Shechter’s own musical score - a heavy, pulsing, cinematic composition - anchors the work with a relentless physical rhythm. The bass vibrates through the space. It is music designed not merely to accompany dance but to inhabit the body of the audience. At times it feels closer to a club environment or ritual gathering. At others our shared heartbeat.
Within this sonic architecture, the dancers move with Shechter’s unmistakable choreographic language. The ensemble often operates like a single organism: a collective body surging forward, recoiling, fracturing and reforming. Large groups pulse in unison, torsos shaking, shoulders driving forward, feet stomping into the floor with grounded force. A celebration that foregrounds diverse body types and movement languages, drawing the dancers into a single irresistible pulse.
What is striking is the coexistence of ecstasy and danger within the movement vocabulary. Moments of ferocity sit beside passages of sensuality and strange tenderness. The dancers oscillate between wild release and controlled precision, creating a kinetic atmosphere that is thrilling. The energy is intense, but it is not frightening. Instead, it is compelling, drawing the viewer deeper into the piece’s peculiar dream logic.
The visual world of the production amplifies this atmosphere. Smoke drifts through the stage picture, lighting flickers between darkness and sudden bursts of saturated colour, and the moving curtains continually reshape the space into a sequence of portals.

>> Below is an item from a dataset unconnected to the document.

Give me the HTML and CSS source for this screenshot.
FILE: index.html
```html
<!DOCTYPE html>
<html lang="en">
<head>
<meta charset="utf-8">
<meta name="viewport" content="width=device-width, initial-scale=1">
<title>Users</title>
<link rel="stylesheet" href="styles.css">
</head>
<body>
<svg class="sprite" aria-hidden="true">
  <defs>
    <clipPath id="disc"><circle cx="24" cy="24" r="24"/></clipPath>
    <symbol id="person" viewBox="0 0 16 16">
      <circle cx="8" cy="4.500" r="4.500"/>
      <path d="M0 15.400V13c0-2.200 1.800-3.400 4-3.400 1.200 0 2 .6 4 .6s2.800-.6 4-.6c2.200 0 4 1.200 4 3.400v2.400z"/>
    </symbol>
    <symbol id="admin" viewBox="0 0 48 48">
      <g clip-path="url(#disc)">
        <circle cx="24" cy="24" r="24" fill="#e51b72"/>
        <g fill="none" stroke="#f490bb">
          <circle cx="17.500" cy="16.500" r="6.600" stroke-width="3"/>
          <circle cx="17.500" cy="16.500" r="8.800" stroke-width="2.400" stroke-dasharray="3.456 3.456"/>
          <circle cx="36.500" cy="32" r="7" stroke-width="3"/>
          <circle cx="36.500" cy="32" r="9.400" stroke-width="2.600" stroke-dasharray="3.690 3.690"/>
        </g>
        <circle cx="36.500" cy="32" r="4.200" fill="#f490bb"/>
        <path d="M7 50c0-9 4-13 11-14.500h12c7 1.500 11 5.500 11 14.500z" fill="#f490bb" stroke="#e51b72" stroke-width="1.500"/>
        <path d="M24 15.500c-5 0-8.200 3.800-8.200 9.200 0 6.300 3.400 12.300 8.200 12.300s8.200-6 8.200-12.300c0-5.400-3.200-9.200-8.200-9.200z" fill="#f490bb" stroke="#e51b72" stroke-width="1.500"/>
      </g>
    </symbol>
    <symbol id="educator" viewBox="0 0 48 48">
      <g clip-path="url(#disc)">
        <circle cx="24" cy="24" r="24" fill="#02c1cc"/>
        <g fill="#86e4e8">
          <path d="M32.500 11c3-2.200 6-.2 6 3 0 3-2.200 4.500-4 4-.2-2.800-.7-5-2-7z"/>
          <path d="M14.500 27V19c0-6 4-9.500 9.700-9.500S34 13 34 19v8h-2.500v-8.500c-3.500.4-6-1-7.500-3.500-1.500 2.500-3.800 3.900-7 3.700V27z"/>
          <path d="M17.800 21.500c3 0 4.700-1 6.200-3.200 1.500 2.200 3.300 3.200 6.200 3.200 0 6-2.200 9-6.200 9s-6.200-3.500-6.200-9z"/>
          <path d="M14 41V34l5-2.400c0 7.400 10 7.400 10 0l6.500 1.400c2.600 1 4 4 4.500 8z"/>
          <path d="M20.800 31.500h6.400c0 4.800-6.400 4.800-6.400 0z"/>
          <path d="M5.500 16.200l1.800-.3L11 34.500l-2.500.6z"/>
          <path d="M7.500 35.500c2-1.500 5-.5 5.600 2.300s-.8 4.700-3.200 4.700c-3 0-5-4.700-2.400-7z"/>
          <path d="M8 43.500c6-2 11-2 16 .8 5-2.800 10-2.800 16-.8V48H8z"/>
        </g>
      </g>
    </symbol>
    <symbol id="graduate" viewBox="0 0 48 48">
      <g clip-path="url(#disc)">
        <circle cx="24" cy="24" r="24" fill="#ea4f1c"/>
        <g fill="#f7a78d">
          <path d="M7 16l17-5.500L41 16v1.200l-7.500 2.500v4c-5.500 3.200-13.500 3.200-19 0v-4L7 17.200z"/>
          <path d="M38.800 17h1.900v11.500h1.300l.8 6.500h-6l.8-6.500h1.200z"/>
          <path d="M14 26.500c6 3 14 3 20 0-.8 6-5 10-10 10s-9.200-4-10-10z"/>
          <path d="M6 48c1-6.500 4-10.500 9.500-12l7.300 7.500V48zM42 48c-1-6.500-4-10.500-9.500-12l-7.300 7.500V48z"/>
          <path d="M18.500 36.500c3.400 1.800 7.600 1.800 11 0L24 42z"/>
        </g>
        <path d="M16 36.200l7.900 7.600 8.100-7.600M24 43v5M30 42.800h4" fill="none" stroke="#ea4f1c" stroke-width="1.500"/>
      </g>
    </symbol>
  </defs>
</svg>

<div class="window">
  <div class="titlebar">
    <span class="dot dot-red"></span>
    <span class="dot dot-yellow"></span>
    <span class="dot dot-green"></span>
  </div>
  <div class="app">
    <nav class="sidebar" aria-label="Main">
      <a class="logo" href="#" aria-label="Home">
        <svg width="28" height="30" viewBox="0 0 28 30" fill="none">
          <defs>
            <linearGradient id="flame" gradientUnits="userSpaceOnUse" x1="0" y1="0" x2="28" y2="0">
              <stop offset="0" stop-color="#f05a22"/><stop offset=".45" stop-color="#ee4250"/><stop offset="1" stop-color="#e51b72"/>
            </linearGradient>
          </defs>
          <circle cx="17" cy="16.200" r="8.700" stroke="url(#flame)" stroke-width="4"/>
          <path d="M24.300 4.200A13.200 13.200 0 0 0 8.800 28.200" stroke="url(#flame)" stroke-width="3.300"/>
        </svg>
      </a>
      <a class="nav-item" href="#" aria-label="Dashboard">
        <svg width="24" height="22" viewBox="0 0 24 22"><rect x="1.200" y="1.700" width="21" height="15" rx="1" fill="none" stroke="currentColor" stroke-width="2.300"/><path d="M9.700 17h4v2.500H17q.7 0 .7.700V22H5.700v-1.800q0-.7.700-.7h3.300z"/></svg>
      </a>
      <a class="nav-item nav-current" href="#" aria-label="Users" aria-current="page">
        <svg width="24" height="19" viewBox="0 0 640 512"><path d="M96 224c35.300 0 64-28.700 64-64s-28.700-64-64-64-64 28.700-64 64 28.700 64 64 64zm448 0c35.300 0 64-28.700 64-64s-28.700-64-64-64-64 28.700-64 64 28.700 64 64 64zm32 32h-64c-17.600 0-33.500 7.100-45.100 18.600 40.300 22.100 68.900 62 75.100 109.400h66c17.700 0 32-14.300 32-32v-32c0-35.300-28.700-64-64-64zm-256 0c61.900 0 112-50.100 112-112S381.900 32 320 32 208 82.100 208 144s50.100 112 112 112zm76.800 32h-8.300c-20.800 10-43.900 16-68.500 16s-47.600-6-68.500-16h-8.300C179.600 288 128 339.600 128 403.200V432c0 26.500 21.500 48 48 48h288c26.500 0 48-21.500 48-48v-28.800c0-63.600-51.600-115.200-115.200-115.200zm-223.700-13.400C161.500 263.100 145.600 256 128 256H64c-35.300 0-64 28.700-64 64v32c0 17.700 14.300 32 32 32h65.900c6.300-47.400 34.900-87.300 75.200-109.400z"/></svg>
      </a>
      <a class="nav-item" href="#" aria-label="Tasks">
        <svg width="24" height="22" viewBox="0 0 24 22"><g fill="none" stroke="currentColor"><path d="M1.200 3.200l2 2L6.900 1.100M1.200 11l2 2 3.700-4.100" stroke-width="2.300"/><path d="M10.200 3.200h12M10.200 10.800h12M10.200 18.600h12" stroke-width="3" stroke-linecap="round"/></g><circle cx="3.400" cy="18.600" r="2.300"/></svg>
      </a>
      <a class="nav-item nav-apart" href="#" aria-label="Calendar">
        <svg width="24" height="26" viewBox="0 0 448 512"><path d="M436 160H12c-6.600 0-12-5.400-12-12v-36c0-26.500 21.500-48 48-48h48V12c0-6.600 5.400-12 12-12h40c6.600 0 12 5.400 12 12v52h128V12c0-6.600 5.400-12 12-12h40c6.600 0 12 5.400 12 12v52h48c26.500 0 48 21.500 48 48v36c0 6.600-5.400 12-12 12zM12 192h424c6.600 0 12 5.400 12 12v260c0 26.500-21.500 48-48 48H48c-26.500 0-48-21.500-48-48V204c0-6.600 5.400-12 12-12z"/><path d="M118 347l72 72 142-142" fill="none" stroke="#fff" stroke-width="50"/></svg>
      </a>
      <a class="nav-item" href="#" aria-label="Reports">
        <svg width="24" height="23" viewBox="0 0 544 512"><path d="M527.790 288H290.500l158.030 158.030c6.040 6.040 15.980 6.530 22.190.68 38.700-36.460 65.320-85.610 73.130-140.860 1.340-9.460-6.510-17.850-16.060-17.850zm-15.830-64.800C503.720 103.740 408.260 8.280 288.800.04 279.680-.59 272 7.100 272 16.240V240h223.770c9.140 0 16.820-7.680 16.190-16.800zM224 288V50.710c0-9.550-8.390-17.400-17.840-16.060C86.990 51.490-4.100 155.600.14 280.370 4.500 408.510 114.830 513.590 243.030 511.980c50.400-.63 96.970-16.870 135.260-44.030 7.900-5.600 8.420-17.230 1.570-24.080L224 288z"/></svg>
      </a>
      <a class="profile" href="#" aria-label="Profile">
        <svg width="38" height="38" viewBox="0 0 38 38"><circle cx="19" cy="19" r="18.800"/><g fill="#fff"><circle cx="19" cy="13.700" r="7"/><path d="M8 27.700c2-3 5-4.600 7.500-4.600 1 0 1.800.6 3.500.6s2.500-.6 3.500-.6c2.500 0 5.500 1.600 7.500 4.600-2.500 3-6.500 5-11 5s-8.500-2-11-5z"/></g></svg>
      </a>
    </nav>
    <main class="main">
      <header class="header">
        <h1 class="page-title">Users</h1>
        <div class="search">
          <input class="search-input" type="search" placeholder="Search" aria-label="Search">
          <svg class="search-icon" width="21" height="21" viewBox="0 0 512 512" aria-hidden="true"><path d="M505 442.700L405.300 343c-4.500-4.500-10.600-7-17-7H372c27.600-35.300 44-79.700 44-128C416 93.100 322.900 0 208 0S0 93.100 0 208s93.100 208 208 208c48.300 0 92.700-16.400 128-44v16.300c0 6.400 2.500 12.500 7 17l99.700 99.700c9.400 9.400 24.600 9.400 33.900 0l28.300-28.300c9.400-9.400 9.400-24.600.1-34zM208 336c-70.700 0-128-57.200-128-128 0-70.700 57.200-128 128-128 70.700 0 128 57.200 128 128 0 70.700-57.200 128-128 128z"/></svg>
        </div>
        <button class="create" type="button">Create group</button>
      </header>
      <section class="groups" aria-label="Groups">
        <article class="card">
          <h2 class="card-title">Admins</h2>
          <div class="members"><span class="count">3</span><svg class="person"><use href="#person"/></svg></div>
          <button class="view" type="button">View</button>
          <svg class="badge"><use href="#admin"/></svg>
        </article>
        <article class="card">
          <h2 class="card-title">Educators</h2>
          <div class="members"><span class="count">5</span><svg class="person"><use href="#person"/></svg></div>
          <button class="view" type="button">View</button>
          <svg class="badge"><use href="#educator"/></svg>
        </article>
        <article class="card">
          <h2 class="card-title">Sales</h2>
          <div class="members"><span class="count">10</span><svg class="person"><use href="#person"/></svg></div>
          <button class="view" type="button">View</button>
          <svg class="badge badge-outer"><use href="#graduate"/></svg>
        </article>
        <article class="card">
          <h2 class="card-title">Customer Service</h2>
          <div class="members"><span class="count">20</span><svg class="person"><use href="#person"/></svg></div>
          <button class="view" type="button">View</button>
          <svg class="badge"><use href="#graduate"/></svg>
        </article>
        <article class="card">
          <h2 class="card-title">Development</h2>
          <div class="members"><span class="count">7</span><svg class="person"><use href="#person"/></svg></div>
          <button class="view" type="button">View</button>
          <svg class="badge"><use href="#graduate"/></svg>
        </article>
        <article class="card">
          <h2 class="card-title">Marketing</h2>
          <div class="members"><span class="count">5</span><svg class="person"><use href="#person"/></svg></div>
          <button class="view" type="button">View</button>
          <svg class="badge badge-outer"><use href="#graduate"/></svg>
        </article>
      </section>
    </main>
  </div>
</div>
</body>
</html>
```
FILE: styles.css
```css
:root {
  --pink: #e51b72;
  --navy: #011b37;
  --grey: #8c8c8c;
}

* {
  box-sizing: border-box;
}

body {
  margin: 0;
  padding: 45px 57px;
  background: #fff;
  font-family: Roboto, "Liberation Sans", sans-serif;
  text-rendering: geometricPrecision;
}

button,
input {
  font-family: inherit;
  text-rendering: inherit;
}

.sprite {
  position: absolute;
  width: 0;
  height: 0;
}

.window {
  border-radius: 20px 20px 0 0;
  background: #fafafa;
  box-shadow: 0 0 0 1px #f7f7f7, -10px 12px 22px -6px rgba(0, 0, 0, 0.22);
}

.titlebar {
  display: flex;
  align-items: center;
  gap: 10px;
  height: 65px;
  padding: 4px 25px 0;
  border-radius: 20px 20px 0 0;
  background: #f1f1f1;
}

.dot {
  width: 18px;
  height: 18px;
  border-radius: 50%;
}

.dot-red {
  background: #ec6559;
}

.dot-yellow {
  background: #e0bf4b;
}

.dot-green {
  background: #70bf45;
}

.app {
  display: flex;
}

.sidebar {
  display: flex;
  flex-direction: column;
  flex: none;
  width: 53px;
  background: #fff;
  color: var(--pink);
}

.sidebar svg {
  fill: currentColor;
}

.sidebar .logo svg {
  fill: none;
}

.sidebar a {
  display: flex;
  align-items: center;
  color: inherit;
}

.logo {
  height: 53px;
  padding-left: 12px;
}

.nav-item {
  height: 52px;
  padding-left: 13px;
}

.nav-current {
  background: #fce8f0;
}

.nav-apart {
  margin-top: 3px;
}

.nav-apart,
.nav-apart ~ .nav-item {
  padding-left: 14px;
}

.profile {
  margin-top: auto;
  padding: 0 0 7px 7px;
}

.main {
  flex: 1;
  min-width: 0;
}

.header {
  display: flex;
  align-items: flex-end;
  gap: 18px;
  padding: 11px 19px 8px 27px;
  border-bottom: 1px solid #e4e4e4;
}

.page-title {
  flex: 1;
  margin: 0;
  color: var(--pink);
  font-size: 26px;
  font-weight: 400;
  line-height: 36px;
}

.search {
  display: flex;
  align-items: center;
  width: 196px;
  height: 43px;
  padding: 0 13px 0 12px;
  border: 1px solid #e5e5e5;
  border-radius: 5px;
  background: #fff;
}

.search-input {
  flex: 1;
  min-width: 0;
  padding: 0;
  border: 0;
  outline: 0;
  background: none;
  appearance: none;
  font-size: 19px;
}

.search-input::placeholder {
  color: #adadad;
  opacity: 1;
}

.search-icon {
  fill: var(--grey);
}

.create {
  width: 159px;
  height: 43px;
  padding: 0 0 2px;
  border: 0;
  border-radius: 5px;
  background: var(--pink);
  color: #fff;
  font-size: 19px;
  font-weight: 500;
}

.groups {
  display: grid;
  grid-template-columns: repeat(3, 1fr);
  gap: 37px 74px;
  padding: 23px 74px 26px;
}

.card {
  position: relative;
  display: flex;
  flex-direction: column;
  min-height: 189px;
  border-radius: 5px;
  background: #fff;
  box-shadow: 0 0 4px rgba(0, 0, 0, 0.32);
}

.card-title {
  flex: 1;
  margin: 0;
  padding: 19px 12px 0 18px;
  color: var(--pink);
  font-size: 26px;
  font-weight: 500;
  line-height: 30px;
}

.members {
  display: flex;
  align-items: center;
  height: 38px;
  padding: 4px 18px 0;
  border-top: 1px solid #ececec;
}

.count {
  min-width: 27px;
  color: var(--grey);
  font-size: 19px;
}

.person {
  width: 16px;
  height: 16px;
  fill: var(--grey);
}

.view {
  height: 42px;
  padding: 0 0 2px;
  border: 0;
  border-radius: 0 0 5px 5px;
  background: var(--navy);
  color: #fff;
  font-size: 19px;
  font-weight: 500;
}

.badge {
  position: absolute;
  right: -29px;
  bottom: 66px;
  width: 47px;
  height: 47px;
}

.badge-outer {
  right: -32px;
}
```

This is a theatrical rabbit hole through which both dancers and audience fall deeper into an interior landscape.
Watching Theatre of Dreams often feels less like observing a performance than like entering someone’s subconscious. The closest analogue might be the sensation of being inside a David Lynch film - except this is unmistakably Shechter’s dream. The atmosphere is thick with mystery and suggestion. Figures appear, dissolve, and reassemble. Groups gather as though in secret ceremony, their collective motion suggesting rituals whose meaning remains tantalisingly just beyond comprehension.
At times the stage feels like a private celebration unfolding in front of us: a strange, ecstatic gathering where the participants share knowledge that the audience can only glimpse. There are moments that resemble a party, others that evoke a ritual, and still others that feel like fragments of half-remembered dreams. The choreography allows moment to accumulate, creating a dense theatrical texture.
This accumulation is where the work achieves its most remarkable quality. With its scale - twelve dancers, a powerful score, sophisticated technical design - the lighting, music, choreography, and those endlessly shifting curtains combine into a single, immersive theatrical organism.
Theatre of Dreams is wild and undeniably spectacular, but its deeper achievement lies in the way it invites the audience into an ambiguous interior world - one governed by rhythm, instinct and sensation rather than narrative. Shechter has created a theatrical dream that pulses with its own logic, its own heartbeat, and its own mysterious sense of life.
Like all compelling dreams, it leaves the audience both exhilarated and slightly uncertain about what exactly they have witnessed - only that, for a moment, they were inside it.